Hopsworks can be integrated with Kubernetes by configuring it to use one of the available authentication mechanisms: API tokens, credentials, certificates, and IAM roles for AWS’ managed EKS offering. Hopsworks can offload to Kubernetes some of its microservices (Jupyter notebook instances, model serving) and run users’ jobs on Kubernetes. Project specific security material such as X.509 certificates and JWTs will be propagated to launched Pods so user code can access services in Hopsworks: HopsFS, Hive, Elasticsearch, and the Hopsworks REST API.
The Hopsworks installer gives you the option to also install the open-source Kubernetes distribution alongside Hopsworks. This is convenient for environments with no existing Kubernetes installation or for testing and development. For this case, our KubernetesCA intermediate CA will issue all Kuberentes internal and etcd certificates.

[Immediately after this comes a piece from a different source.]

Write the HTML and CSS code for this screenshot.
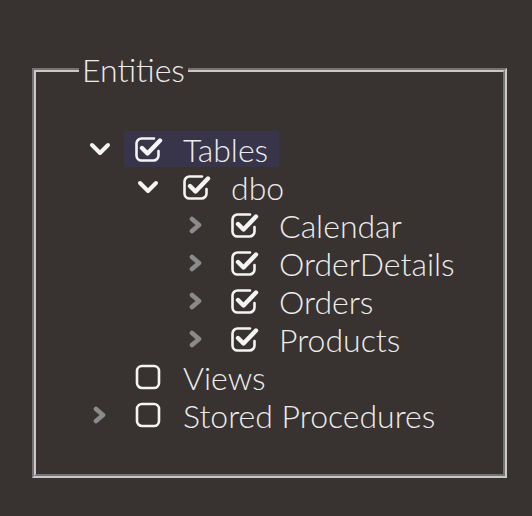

API-Based access to Hopsworks
Programs can also authenticate to the Hopsworks REST API using JWT or API keys. The former expire after a short period of time and the latter can be issued with limited scope, e.g., access only the Feature Store API. As such, API keys are typically used for external access to Hopsworks Feature Store by platforms such as Databricks, AWS Sagemaker, KubeFlow, and AWS EMR.
In this post, we gave an overview of how Hopsworks tackles information security and we introduced our novel project-based multi-tenant security model and the multi-tenant services supported in Hopsworks. Our security model is based primarily on X.509 certificates that come in three types: Project-User certificates, service certificates, and application issued certificates. We also described how we address encryption in transit with TLS, as well as the authentication methods to our web front-end based on JWT and API Tokens and integration with third-party services.